_STATED EXERCISE:_
For the listing underneath, give the count of lines containing the string "TypeScript" and nothing further.

_SUPPLIED RECORDS:_

:::::

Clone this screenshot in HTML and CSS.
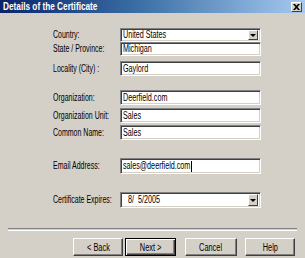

:::::

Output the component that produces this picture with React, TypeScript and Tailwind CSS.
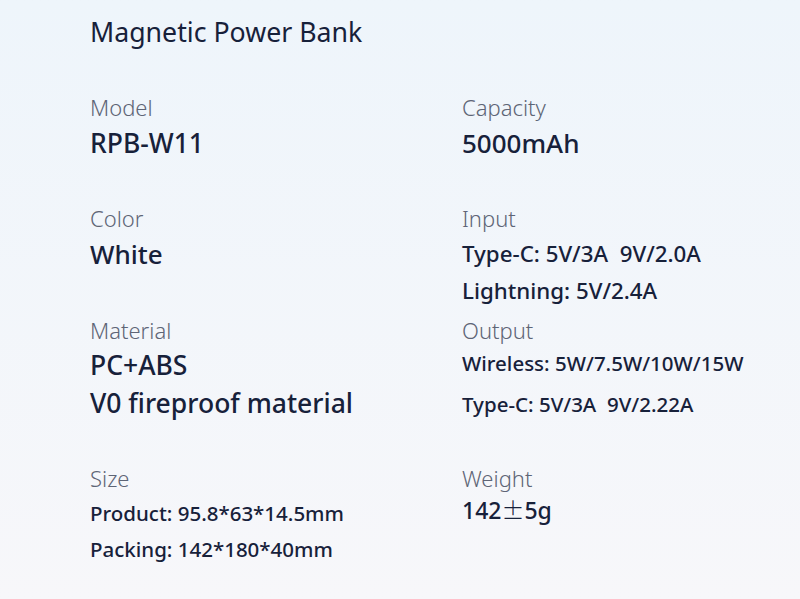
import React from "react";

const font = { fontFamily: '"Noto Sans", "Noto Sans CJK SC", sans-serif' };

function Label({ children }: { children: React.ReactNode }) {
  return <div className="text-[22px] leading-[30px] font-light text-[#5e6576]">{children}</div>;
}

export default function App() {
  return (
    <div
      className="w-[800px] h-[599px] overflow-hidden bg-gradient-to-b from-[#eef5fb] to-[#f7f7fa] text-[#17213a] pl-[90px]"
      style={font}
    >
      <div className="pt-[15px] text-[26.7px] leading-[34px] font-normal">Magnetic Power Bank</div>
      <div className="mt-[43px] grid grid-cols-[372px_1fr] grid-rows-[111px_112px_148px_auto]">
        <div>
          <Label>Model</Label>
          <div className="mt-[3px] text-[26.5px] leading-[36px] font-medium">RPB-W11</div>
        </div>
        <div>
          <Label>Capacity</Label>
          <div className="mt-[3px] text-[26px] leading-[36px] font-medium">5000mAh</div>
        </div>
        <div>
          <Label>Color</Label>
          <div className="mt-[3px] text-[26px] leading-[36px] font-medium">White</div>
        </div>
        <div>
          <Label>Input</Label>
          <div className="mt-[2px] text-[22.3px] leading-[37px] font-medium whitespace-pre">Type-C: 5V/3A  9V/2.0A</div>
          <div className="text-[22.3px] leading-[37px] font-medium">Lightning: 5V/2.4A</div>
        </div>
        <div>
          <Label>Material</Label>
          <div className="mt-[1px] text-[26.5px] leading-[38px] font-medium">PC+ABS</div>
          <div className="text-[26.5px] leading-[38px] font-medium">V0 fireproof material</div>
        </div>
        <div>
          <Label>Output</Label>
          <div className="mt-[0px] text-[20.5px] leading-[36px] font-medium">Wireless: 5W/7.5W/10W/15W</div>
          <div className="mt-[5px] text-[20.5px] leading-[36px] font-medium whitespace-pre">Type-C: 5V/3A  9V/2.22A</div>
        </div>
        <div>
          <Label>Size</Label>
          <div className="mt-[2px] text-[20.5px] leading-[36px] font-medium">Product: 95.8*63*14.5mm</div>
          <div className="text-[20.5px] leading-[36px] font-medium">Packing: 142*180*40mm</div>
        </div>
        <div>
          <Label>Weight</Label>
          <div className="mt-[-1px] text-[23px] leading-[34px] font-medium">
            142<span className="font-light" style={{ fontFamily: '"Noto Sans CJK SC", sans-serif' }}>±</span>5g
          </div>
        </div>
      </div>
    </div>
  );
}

:::::

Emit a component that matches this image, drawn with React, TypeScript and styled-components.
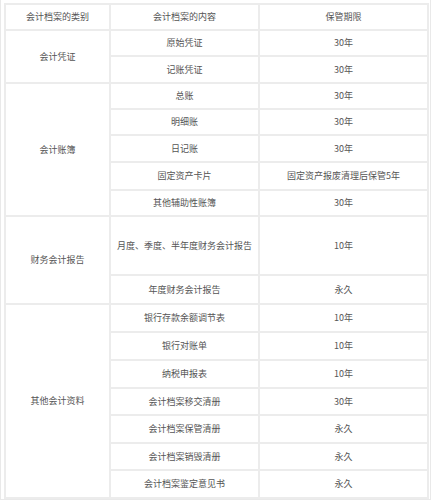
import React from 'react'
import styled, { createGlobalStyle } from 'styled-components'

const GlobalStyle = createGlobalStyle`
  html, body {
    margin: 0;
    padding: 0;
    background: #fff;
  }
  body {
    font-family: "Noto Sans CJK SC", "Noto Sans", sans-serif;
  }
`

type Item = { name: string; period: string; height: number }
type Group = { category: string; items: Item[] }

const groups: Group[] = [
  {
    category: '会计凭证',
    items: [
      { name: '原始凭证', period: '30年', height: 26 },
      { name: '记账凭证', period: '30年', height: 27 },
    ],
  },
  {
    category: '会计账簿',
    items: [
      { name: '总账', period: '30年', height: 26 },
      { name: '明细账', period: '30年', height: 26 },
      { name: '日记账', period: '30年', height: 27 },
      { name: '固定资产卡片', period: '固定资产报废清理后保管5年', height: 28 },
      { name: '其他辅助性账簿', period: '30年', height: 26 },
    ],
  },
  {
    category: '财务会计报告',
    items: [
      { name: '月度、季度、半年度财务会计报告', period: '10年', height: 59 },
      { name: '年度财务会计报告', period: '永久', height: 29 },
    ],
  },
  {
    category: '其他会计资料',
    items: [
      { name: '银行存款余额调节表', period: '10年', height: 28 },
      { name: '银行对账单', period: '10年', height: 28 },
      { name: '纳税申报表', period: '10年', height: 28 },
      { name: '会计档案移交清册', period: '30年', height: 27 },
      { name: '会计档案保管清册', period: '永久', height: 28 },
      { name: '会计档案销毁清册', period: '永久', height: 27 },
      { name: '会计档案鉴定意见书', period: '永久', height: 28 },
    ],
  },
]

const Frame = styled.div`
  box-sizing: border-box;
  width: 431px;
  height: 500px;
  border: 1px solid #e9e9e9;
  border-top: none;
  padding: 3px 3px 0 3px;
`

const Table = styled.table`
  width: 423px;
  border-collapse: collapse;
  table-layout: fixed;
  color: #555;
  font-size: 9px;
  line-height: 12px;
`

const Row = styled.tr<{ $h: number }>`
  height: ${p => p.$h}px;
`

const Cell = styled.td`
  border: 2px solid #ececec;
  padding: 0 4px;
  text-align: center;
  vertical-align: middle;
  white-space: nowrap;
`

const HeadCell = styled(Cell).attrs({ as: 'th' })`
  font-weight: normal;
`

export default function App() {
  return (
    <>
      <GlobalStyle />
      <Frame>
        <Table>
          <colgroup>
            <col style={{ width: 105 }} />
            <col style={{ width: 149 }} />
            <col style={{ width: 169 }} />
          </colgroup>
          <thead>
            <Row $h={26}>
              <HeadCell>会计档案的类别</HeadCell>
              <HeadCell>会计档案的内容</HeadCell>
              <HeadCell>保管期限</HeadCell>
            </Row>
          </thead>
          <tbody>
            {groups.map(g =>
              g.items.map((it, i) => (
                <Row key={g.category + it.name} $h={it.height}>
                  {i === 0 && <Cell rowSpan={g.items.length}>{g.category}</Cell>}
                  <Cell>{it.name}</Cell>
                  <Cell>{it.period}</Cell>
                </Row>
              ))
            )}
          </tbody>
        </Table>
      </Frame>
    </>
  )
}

:::::

_TASK RESPONSE:_
2